Scottish Forestry (SF) - has a 50 year vision and 10 year framework to action, expand, protect and enhance Scotland’s forests and woodlands to help deliver greater economic, social and environmental benefits to Scotland’s people. the creation of new forests and woodlands is an important tool for reducing greenhouse gas (GHG) emissions and the Climate Change Plan includes commitments to incrementally increase the annual woodland creation target from 10 000 to 15 000 ha per year by 2024/25. At the same time, the existing resource must be managed sustainably to preserve the carbon sink and support the development of a low carbon economy.
Historic Environment Scotland - is working on projects to mitigate emissions from our own operations, adapt our buildings and make our activities more sustainable. The organisation also supports the public and partners by providing advice and publishing research on measures to: improve energy efficiency in traditional buildings; adapt traditional buildings to the changing climate.
Keep Scotland Beautiful (KSB) - works with organisations and communities to help change behaviour to reduce carbon emissions, improve local areas and help people to adapt to the impacts of climate change.
Met Office - the UK's national weather service and a centre of excellence in weather and climate science.

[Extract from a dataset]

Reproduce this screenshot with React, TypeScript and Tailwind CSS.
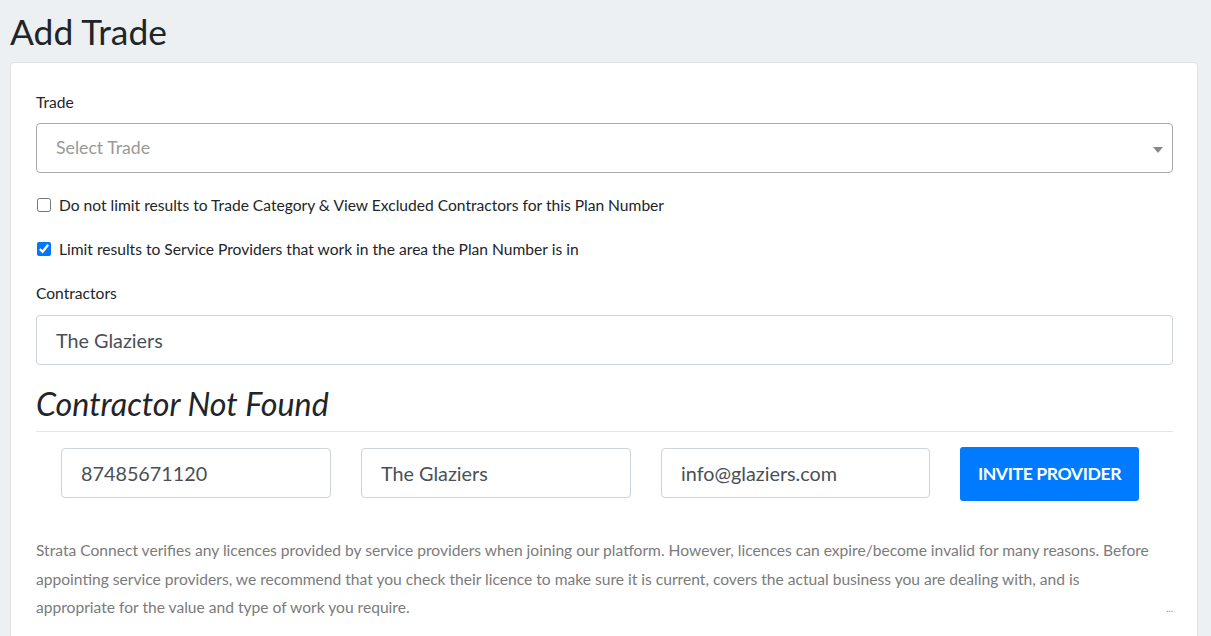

Scottish Environment Protection Agency (SEPA) - works with the Scottish and UK governments and the other UK environmental regulators to implement and enforce national legislation and European directives that aim to reduce emissions and improve energy efficiency. SEPA also participates in the development and revision of guidance, policy and legislation to tackle climate change.
NatureScot - Climate change is one of the most serious threats facing the world. It presents a huge challenge to Scotland's nature.
Sustainable Scotland Network (SSN) - works to improve Scottish public sector performance on sustainability and climate change. The Network is supported and coordinated by Keep Scotland Beautiful.
The Scottish Government - recognises climate change will have far reaching effects on Scotland’s economy, its people and its environment and is determined to play its part in tackling climate change.